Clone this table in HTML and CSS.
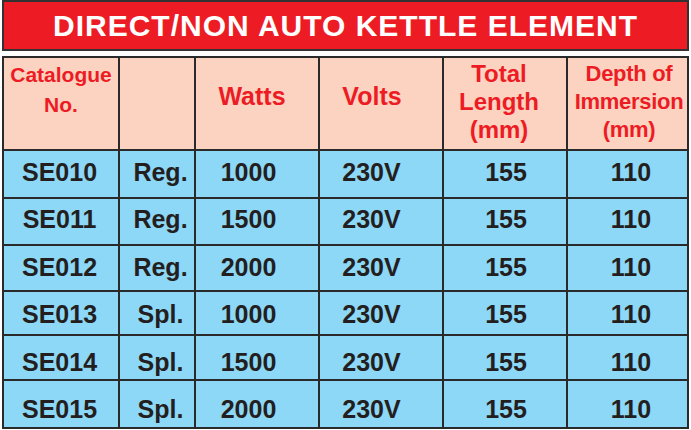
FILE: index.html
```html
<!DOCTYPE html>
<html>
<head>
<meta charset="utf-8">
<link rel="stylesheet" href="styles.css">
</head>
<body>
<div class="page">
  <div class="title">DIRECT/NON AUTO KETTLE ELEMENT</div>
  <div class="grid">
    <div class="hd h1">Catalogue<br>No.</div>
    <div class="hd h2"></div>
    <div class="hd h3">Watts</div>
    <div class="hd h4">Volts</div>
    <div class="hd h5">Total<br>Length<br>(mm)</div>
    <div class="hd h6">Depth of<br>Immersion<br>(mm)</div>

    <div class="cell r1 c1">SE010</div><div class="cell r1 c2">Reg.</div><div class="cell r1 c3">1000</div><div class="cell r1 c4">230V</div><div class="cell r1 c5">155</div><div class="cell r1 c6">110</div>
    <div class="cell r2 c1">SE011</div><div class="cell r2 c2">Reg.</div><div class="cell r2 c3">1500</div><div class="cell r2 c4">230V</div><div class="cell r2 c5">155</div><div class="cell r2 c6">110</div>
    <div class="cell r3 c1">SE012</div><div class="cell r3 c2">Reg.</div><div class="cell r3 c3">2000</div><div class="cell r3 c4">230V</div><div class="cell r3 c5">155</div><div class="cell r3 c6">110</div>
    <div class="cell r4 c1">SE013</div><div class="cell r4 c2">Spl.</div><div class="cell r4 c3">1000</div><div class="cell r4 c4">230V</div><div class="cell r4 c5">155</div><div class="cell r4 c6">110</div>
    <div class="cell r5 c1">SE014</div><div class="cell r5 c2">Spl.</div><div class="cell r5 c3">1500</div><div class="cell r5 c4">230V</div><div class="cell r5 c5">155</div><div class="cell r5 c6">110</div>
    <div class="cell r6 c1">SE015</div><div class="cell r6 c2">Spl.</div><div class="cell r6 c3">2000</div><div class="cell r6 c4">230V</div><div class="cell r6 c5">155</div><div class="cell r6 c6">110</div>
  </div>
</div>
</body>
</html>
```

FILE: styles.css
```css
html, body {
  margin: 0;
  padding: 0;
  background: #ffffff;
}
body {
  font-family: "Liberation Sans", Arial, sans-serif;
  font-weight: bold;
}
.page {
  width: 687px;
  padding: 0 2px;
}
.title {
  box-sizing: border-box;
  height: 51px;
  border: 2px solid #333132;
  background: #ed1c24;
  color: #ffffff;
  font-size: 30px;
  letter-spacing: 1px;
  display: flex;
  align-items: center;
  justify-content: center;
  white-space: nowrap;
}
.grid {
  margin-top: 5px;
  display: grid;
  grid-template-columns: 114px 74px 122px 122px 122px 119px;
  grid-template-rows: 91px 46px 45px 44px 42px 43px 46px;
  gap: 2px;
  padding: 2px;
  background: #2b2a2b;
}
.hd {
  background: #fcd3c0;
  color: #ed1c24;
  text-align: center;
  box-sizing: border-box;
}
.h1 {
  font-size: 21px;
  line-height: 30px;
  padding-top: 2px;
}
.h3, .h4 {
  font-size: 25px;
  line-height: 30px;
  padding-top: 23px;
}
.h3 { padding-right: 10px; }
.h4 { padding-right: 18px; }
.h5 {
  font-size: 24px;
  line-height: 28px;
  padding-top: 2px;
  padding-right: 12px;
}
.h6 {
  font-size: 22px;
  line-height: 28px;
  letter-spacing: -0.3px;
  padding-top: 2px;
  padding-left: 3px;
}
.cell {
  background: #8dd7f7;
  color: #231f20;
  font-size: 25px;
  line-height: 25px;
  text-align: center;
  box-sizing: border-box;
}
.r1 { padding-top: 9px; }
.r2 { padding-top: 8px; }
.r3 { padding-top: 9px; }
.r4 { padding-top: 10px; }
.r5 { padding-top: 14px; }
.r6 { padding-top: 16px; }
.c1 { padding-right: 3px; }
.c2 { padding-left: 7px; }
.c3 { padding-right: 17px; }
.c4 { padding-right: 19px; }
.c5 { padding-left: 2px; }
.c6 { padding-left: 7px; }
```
********************
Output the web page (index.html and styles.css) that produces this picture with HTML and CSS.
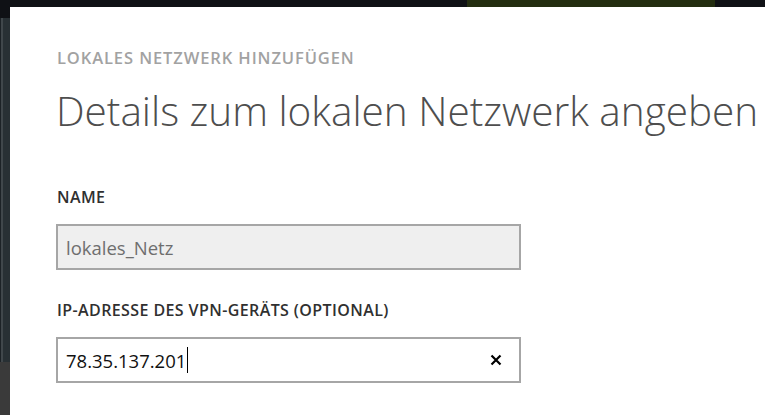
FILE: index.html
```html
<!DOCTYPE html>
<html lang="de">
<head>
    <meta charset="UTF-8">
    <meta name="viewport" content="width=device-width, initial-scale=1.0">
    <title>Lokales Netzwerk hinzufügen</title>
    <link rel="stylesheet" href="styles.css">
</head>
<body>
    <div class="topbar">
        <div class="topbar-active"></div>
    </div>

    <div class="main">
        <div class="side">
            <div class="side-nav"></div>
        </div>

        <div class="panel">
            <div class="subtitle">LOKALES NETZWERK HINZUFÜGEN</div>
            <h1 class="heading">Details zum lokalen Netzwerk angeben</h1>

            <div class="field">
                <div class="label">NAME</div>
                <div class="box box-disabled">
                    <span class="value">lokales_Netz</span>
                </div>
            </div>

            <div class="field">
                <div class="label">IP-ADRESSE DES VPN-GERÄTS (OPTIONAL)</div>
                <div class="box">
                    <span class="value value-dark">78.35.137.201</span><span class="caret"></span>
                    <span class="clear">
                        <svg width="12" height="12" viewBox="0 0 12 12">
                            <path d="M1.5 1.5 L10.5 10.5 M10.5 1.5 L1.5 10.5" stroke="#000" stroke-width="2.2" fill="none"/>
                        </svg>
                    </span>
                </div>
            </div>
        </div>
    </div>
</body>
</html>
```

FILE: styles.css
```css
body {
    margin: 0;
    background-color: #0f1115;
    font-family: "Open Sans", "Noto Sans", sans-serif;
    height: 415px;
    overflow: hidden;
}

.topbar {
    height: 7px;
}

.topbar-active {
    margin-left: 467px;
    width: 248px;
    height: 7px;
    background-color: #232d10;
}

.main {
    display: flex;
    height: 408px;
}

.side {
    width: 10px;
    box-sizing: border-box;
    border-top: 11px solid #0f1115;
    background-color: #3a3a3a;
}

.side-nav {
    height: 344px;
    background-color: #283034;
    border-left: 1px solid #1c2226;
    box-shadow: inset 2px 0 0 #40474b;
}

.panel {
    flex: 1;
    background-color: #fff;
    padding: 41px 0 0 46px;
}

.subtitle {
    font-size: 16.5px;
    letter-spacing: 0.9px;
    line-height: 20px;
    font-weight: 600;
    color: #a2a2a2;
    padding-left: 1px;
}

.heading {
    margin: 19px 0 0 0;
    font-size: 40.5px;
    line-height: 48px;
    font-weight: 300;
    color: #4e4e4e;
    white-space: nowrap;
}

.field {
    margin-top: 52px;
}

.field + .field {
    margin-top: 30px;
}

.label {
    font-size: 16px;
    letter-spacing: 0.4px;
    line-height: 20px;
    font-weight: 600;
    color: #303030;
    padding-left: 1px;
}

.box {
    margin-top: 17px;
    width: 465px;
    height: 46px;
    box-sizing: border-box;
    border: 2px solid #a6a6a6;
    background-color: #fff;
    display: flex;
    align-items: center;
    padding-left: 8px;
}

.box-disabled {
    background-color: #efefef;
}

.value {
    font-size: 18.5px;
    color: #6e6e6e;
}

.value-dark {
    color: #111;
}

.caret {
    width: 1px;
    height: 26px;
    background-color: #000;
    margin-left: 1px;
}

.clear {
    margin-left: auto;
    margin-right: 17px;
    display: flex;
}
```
********************
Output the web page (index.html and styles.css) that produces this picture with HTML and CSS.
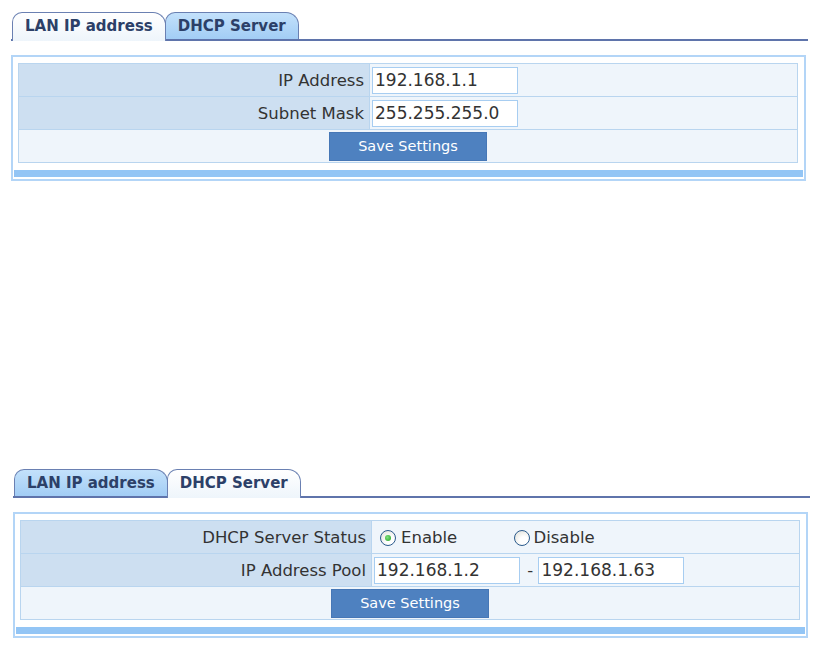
********************
- [What you should do]: Collect each line containing the string "page".

- [Exercise solution]:
<div class="page">
.page {
Output the web page (index.html and styles.css) that produces this picture with HTML and CSS.
Output the web page (index.html and styles.css) that produces this picture with HTML and CSS.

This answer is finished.